ABSTRACT

Since the pioneering work of Caldwell Cook, a teacher of English at the turn of the century, there has been a symbiotic relationship between English and drama in secondary schools. Caldwell Cook proposed the then-radical notion that students should perform rather than read the plays of the dramatic canon. Over the next decades, the advances that were made in establishing drama in schools were dependent on both the patronage and the support of policy-makers, managers and theorists in the field of English education. In 1984, Tricia Evans claimed that English teachers taught 75% of drama lessons in the secondary phase (Evans, 1984). While the growth of drama as a separate subject area during the 1980s and 1990s has led to a greater degree of specialism and a growing autonomy from English, drama still depends on its ‘mother’ subject for protection and as a conduit for influencing future policy.
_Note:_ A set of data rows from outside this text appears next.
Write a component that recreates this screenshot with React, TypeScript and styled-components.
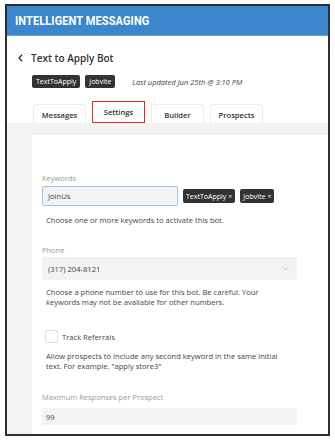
import React from "react";
import styled, { createGlobalStyle } from "styled-components";

const GlobalStyle = createGlobalStyle`
  html, body { margin: 0; padding: 0; background: #ffffff; }
  body { font-family: "Open Sans", "Noto Sans", sans-serif; color: #3a3a3a; }
  * { box-sizing: border-box; }
`;

const Frame = styled.div`
  margin: 4px 0 0 5px;
  width: 325px;
  height: 432px;
  border: 2px solid #2e2e2e;
  display: flex;
  flex-direction: column;
  overflow: hidden;
  background: #fff;
`;

const Header = styled.div`
  height: 30px;
  flex: none;
  background: #3c86cb;
  border-bottom: 1px solid #6aa5dc;
  display: flex;
  align-items: center;
  padding-left: 8px;
`;

const HeaderTitle = styled.div`
  font-family: Roboto, "Liberation Sans", sans-serif;
  font-weight: 700;
  font-size: 12.7px;
  color: #ffffff;
  white-space: nowrap;
  transform: scaleX(0.87);
  transform-origin: left center;
  letter-spacing: 0.1px;
`;

const Top = styled.div`
  flex: none;
  display: flex;
  flex-direction: column;
`;

const TitleRow = styled.div`
  display: flex;
  align-items: center;
  gap: 8px;
  padding: 14px 0 0 11px;
  height: 29px;
`;

const BackIcon = styled.svg`
  width: 5px;
  height: 8px;
  flex: none;
`;

const Title = styled.div`
  font-weight: 600;
  font-size: 10px;
  color: #333;
  white-space: nowrap;
`;

const MetaRow = styled.div`
  display: flex;
  align-items: center;
  gap: 5px;
  padding: 10px 0 0 25px;
`;

const Tag = styled.span<{ $h?: number; $pad?: number }>`
  display: inline-flex;
  align-items: center;
  gap: 2px;
  height: ${(p) => p.$h ?? 13}px;
  padding: 0 ${(p) => p.$pad ?? 4}px;
  background: #333;
  color: #fff;
  border-radius: 2px;
  font-size: 7px;
  white-space: nowrap;
`;

const TagX = styled.span`
  font-size: 7px;
  color: #e6e6e6;
`;

const Updated = styled.span`
  margin-left: 12px;
  font-style: italic;
  font-size: 7.5px;
  color: #444;
  white-space: nowrap;
`;

const Tabs = styled.div`
  display: flex;
  align-items: flex-end;
  gap: 6px;
  padding: 11px 0 0 26px;
  height: 35px;
`;

const Tab = styled.div<{ $active?: boolean }>`
  width: 53px;
  height: ${(p) => (p.$active ? 22 : 19)}px;
  display: flex;
  align-items: center;
  justify-content: center;
  padding-top: ${(p) => (p.$active ? 0 : 2)}px;
  background: #fff;
  border: 1px solid ${(p) => (p.$active ? "#e8262a" : "#ececec")};
  border-bottom: ${(p) => (p.$active ? "1px solid #e8262a" : "none")};
  border-radius: ${(p) => (p.$active ? "0" : "3px 3px 0 0")};
  font-weight: 600;
  font-size: 7.6px;
  color: #333;
  white-space: nowrap;
`;

const Body = styled.div`
  flex: 1;
  background: #f3f3f3;
  padding: 12px 0 0 25px;
  display: flex;
`;

const Card = styled.div`
  flex: 1;
  background: #fff;
  padding: 38px 0 0 10px;
  display: flex;
  flex-direction: column;
`;

const Label = styled.div<{ $mt?: number }>`
  margin-top: ${(p) => p.$mt ?? 0}px;
  font-size: 7.5px;
  line-height: 10px;
  color: #9a9a9a;
  white-space: nowrap;
`;

const KeywordRow = styled.div`
  margin-top: 3px;
  display: flex;
  align-items: center;
  gap: 5px;
`;

const KeywordInput = styled.div`
  width: 136px;
  height: 20px;
  border: 1px solid #9fc4ea;
  border-radius: 2px;
  background: #f2f2f7;
  display: flex;
  align-items: center;
  padding-left: 5px;
  font-size: 7.6px;
  color: #444;
`;

const Help = styled.div<{ $mt?: number }>`
  margin-top: ${(p) => p.$mt ?? 0}px;
  padding-left: 4px;
  font-size: 7.6px;
  line-height: 10px;
  color: #444;
  max-width: 236px;
`;

const Select = styled.div`
  margin-top: 2px;
  width: 255px;
  height: 23px;
  background: #f3f3f3;
  border-radius: 2px;
  display: flex;
  align-items: center;
  justify-content: space-between;
  padding: 0 8px 0 6px;
  font-size: 7.6px;
  color: #444;
`;

const Chevron = styled.svg`
  width: 7px;
  height: 5px;
`;

const CheckRow = styled.div`
  margin-top: 23px;
  padding-left: 3px;
  display: flex;
  align-items: center;
  gap: 4px;
  font-size: 7.6px;
  color: #444;
`;

const CheckBox = styled.span`
  width: 13px;
  height: 13px;
  border: 1px solid #dcdcdc;
  border-radius: 2px;
  background: #fff;
  flex: none;
`;

const NumberInput = styled.div`
  margin-top: 6px;
  width: 255px;
  height: 17px;
  background: #f2f2f7;
  border-radius: 2px;
  display: flex;
  align-items: center;
  padding-left: 4px;
  font-size: 7.6px;
  color: #444;
`;

export default function App() {
  return (
    <>
      <GlobalStyle />
      <Frame>
        <Header>
          <HeaderTitle>INTELLIGENT MESSAGING</HeaderTitle>
        </Header>
        <Top>
          <TitleRow>
            <BackIcon viewBox="0 0 5 8">
              <path d="M4 0.8 L1 4 L4 7.2" fill="none" stroke="#333" strokeWidth="1.3" />
            </BackIcon>
            <Title>Text to Apply Bot</Title>
          </TitleRow>
          <MetaRow>
            <Tag>TextToApply</Tag>
            <Tag>Jobvite</Tag>
            <Updated>Last updated Jun 25th @ 3:10 PM</Updated>
          </MetaRow>
          <Tabs>
            <Tab>Messages</Tab>
            <Tab $active>Settings</Tab>
            <Tab>Builder</Tab>
            <Tab>Prospects</Tab>
          </Tabs>
        </Top>
        <Body>
          <Card>
            <Label>Keywords</Label>
            <KeywordRow>
              <KeywordInput>JoinUs</KeywordInput>
              <Tag $h={14} $pad={3}>
                TextToApply<TagX>×</TagX>
              </Tag>
              <Tag $h={14} $pad={3}>
                Jobvite<TagX>×</TagX>
              </Tag>
            </KeywordRow>
            <Help $mt={9}>Choose one or more keywords to activate this bot.</Help>
            <Label $mt={20}>Phone</Label>
            <Select>
              <span>(317) 204-8121</span>
              <Chevron viewBox="0 0 7 5">
                <path d="M0.5 0.8 L3.5 3.8 L6.5 0.8" fill="none" stroke="#c8c8c8" strokeWidth="0.9" />
              </Chevron>
            </Select>
            <Help $mt={7}>
              Choose a phone number to use for this bot. Be careful. Your keywords may not be available for other numbers.
            </Help>
            <CheckRow>
              <CheckBox />
              <span>Track Referrals</span>
            </CheckRow>
            <Help $mt={8}>
              Allow prospects to include any second keyword in the same initial text. For example, "apply store3"
            </Help>
            <Label $mt={21}>Maximum Responses per Prospect</Label>
            <NumberInput>99</NumberInput>
          </Card>
        </Body>
      </Frame>
    </>
  );
}
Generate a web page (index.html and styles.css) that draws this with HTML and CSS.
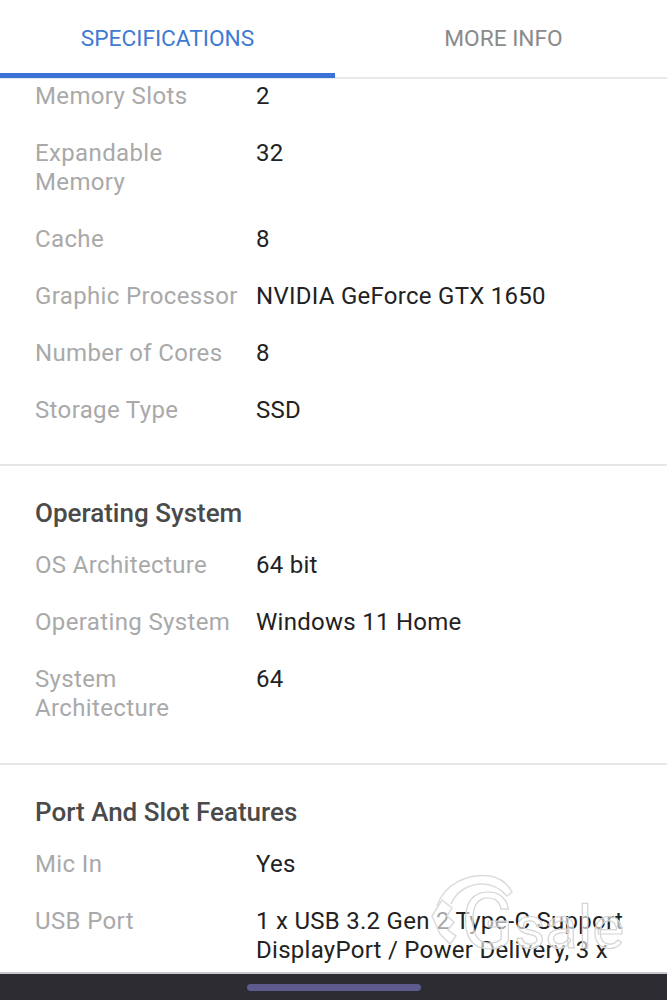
FILE: index.html
```html
<!DOCTYPE html>
<html lang="en">
<head>
<meta charset="utf-8">
<title>Specifications</title>
<link rel="stylesheet" href="styles.css">
</head>
<body>
<div class="screen">
  <nav class="tabs">
    <div class="tab tab-active">SPECIFICATIONS</div>
    <div class="tab tab-other">MORE INFO</div>
  </nav>
  <main class="content">
    <section class="section section-first">
      <div class="row"><div class="label">Memory Slots</div><div class="value">2</div></div>
      <div class="row"><div class="label">Expandable Memory</div><div class="value">32</div></div>
      <div class="row"><div class="label">Cache</div><div class="value">8</div></div>
      <div class="row"><div class="label">Graphic Processor</div><div class="value">NVIDIA GeForce GTX 1650</div></div>
      <div class="row"><div class="label">Number of Cores</div><div class="value">8</div></div>
      <div class="row"><div class="label">Storage Type</div><div class="value">SSD</div></div>
    </section>
    <section class="section section-os">
      <h2 class="heading">Operating System</h2>
      <div class="row"><div class="label">OS Architecture</div><div class="value">64 bit</div></div>
      <div class="row"><div class="label">Operating System</div><div class="value">Windows 11 Home</div></div>
      <div class="row"><div class="label">System Architecture</div><div class="value">64</div></div>
    </section>
    <section class="section">
      <h2 class="heading">Port And Slot Features</h2>
      <div class="row"><div class="label">Mic In</div><div class="value">Yes</div></div>
      <div class="row"><div class="label">USB Port</div><div class="value">1 x USB 3.2 Gen 2 Type-C Support DisplayPort / Power Delivery, 3 x</div></div>
    </section>
  </main>
  <svg class="watermark" viewBox="0 0 210 90" aria-hidden="true">
    <path class="wm-line" d="M9 34 C16 12 40 1 62 4 C72 6 80 12 84 20 L79 24 C72 16 64 12 54 12 C40 12 28 20 23 32"/>
    <path class="wm-line" d="M4 44 L14 28 L24 36 L19 44 L26 50 L20 58 L28 64 L22 72 L12 62 Z"/>
    <text class="wm-text" x="33" y="76"><tspan class="wm-cap">G</tspan>sale</text>
  </svg>
  <footer class="navbar"><span class="handle"></span></footer>
</div>
</body>
</html>
```

FILE: styles.css
```css
* { box-sizing: border-box; }
html, body { margin: 0; padding: 0; }
body { background: #fff; font-family: Roboto, "Liberation Sans", sans-serif; }
.screen { position: relative; width: 667px; height: 1000px; display: flex; flex-direction: column; overflow: hidden; background: #fff; }
.tabs { display: flex; height: 79px; flex: none; border-bottom: 2px solid #e9e9e9; }
.tab { height: 78px; padding-top: 23px; text-align: center; font-size: 22.7px; line-height: 31px; color: #8a8a8a; }
.tab-active { flex: none; width: 335px; color: #3f7ad3; border-bottom: 5px solid #3a72d6; }
.tab-other { flex: 1; padding-left: 5px; }
.content { flex: 1; min-height: 0; overflow: hidden; }
.section { padding: 0 35px 11px; border-bottom: 2px solid #e6e6e6; }
.section-first { padding-top: 3px; }
.section-os { padding-bottom: 12px; }
.heading { margin: 0; padding-top: 31px; padding-bottom: 21px; font-size: 26px; line-height: 33px; font-weight: 500; color: #4a4a4a; }
.row { display: flex; font-size: 24px; line-height: 29px; margin-bottom: 28px; }
.label { width: 221px; flex: none; padding-right: 6px; color: #a9a9a9; letter-spacing: 0.36px; }
.value { flex: 1; color: #222; letter-spacing: 0.27px; }
.watermark { position: absolute; left: 428px; top: 872px; width: 210px; height: 90px; pointer-events: none; }
.wm-line { fill: rgba(255,255,255,.6); stroke: #dcdcdc; stroke-width: 1.5; }
.wm-text { font-family: Roboto, sans-serif; font-size: 60px; fill: rgba(255,255,255,.6); stroke: #d4d4d4; stroke-width: 1.2; }
.wm-cap { font-size: 78px; }
.navbar { flex: none; height: 28px; background: #2c2c32; border-top: 2px solid #c9c9cd; display: flex; justify-content: center; align-items: center; }
.handle { width: 174px; height: 7px; border-radius: 4px; background: #5d5a8e; }
```
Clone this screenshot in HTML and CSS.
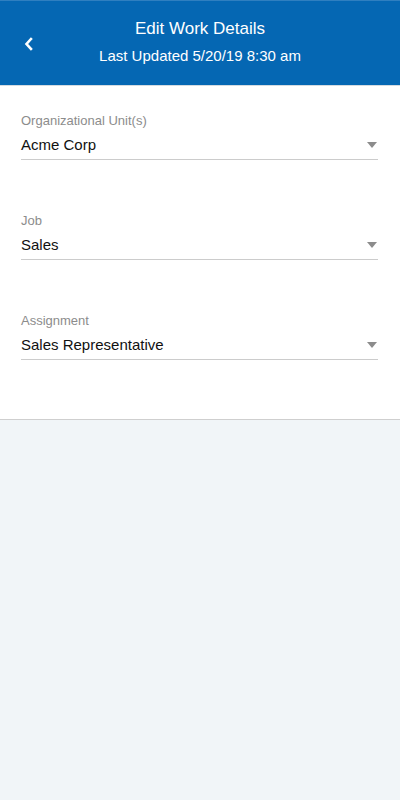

At the time of writing, for instance, drama in secondary schools is once again being seen as a means of meeting priorities in English—in this case the National Literacy Strategy. This is a familiar pattern, in which drama teachers make claims that drama is the most effective means of resolving a wide range of issues and moral panics, which have their genesis in English education—speaking and listening, writing and falling standards in literacy generally. These claims arise out of the understandable insecurities of a minority subject, which is still held in some suspicion in universities, let alone in schools. In trying to free itself from the apron strings of English, drama teachers have sought to carve out their own curriculum territory. However, more often than not, the growth and declines that mark the history of drama in schools have been the consequences of developments and progress in the field of English in schools.